The New York Times reported young Murdoch's self-serving comments as follows: "James Murdoch, the 28-year-old son of the chairman of the News Corporation, Rupert Murdoch, stunned listeners at a business conference last week when he disparaged Falun Gong, a religious group that has been banned by the Chinese government, and criticized Western news organizations for portraying China in a harsh light.

"The comments, made at the Milken Institute in Los Angeles, were interpreted by some human rights advocates as an effort by the young Mr. Murdoch, who heads the News Corporation's Asian division, to ingratiate the company with Chinese leaders because of the company's extensive business plans with China."

Murdoch berated Western media sources, not those owned by his family that play kissy kissy with China, for the negative human rights stories being published. He called the meditating Falun Gong a "dangerous" and "apocalyptic cult" and a threat to China.

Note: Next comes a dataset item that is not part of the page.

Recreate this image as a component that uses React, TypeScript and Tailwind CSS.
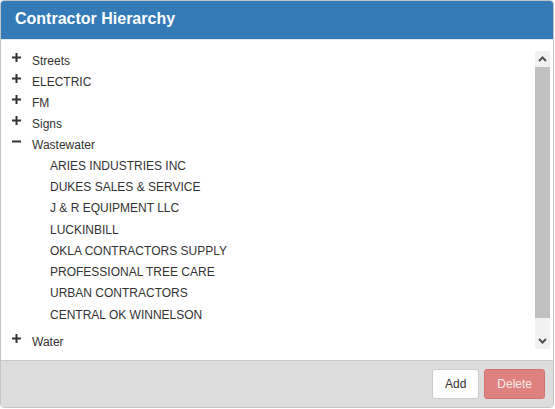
import React from "react";

const top = ["Streets", "ELECTRIC", "FM", "Signs"];
const kids = [
  "ARIES INDUSTRIES INC",
  "DUKES SALES & SERVICE",
  "J & R EQUIPMENT LLC",
  "LUCKINBILL",
  "OKLA CONTRACTORS SUPPLY",
  "PROFESSIONAL TREE CARE",
  "URBAN CONTRACTORS",
  "CENTRAL OK WINNELSON",
];

function Plus() {
  return (
    <svg width="9" height="9" viewBox="0 0 9 9" className="shrink-0">
      <path d="M4.5 0V9M0 4.5H9" stroke="#333" strokeWidth="2" />
    </svg>
  );
}
function Minus() {
  return (
    <svg width="9" height="9" viewBox="0 0 9 9" className="shrink-0">
      <path d="M0 4.5H9" stroke="#333" strokeWidth="2" />
    </svg>
  );
}

function Row({ icon, label }: { icon: React.ReactNode; label: string }) {
  return (
    <li className="flex h-[21px] items-center">
      <span className="flex w-[20px] -translate-y-[3px] items-center">{icon}</span>
      <span>{label}</span>
    </li>
  );
}

export default function App() {
  return (
    <div
      className="h-[409px] w-[555px] bg-white"
      style={{ fontFamily: '"Liberation Sans", Arial, sans-serif' }}
    >
      <div className="flex h-[408px] w-[554px] flex-col rounded-[4px] border border-[#c4c4c4] overflow-hidden">
        <div className="flex h-[38px] shrink-0 items-center bg-[#337ab7] px-[14px] pb-[2px] text-[16px] font-bold text-white">
          Contractor Hierarchy
        </div>
        <div className="flex h-[321px] shrink-0 border-t border-[#e6e6e6] bg-white pb-[9px] pl-0 pr-[3px] pt-[11px]">
          <div className="h-[298px] flex-1 overflow-hidden">
            <ul className="-mt-[1px] pl-[11px] text-[12px] text-[#333]">
              {top.map((t) => (
                <Row key={t} icon={<Plus />} label={t} />
              ))}
              <Row icon={<Minus />} label="Wastewater" />
              <li>
                <ul className="mb-[6px] pl-[38px]">
                  {kids.map((k) => (
                    <li key={k} className="flex h-[21.3px] items-center">
                      {k}
                    </li>
                  ))}
                </ul>
              </li>
              <Row icon={<Plus />} label="Water" />
            </ul>
          </div>
          <div className="flex h-[298px] w-[15px] flex-col bg-[#f1f1f1]">
            <div className="flex h-[16px] items-center justify-center">
              <svg width="9" height="6" viewBox="0 0 9 6">
                <path d="M1 5L4.5 1.5L8 5" stroke="#505050" strokeWidth="2" fill="none" />
              </svg>
            </div>
            <div className="h-[251px] w-full bg-[#c1c1c1]" />
            <div className="flex-1" />
            <div className="flex h-[16px] items-center justify-center">
              <svg width="9" height="6" viewBox="0 0 9 6">
                <path d="M1 1L4.5 4.5L8 1" stroke="#505050" strokeWidth="2" fill="none" />
              </svg>
            </div>
          </div>
        </div>
        <div className="flex flex-1 items-center justify-end gap-[5px] border-t border-[#c8c8c8] bg-[#dddddd] px-[8px]">
          <button className="h-[30px] rounded-[3px] border border-[#cccccc] bg-white px-[12px] text-[12px] text-[#333]">
            Add
          </button>
          <button className="h-[30px] rounded-[3px] border border-[#d27370] bg-[#df817e] px-[12px] text-[12px] text-[#fbeaea]">
            Delete
          </button>
        </div>
      </div>
    </div>
  );
}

Patrick Horgan, a Beijing-based technology analyst, told the Los Angeles Times, "I think being a lap dog is something people in certain companies think they have to do but if one can avoid it, one should." Murdoch must have said bowwow after reading Horgan's remarks.

According to Tunku Varadarajan in the Wall Street Journal, young Murdoch gets his money-means-everything view from his father. Varadarajan writes: "The Murdochs have had considerable success in China with their lapdog approach, and they must see no reason why this need change. This is not the first time a News Corp. executive has brown-nosed Beijing since a gung-ho little speech, made by Rupert Murdoch in 1993. In that speech, Mr. Murdoch said satellite TV was "an unambiguous threat to totalitarian regimes everywhere." The angered Chinese clamped down on satellite dishes, much to the chagrin of Mr. Murdoch, who had purchased Star TV in the hope of capturing China's satellite market. The magnate had never before run up against real totalitarians, and was rather startled.

"In a bid to undo the commercial damage, Mr. Murdoch abased himself immediately, dropping the BBC's World Service from Star's China beam. This he did shamelessly, telling all the world that he'd always believed that the folks at the BBC were pesky liberals who were out to portray China in the worst possible light. No wonder that Christopher Patten, the last British governor of Hong Kong, called Mr. Murdoch's decision to oust the BBC "the most seedy of betrayals."

Well, on second thought, there could be, in some cases, a relationship between big bucks and big brains. The Murdochs, if nothing else, demonstrate that in their family any relationship between big bucks and morality is a negative one.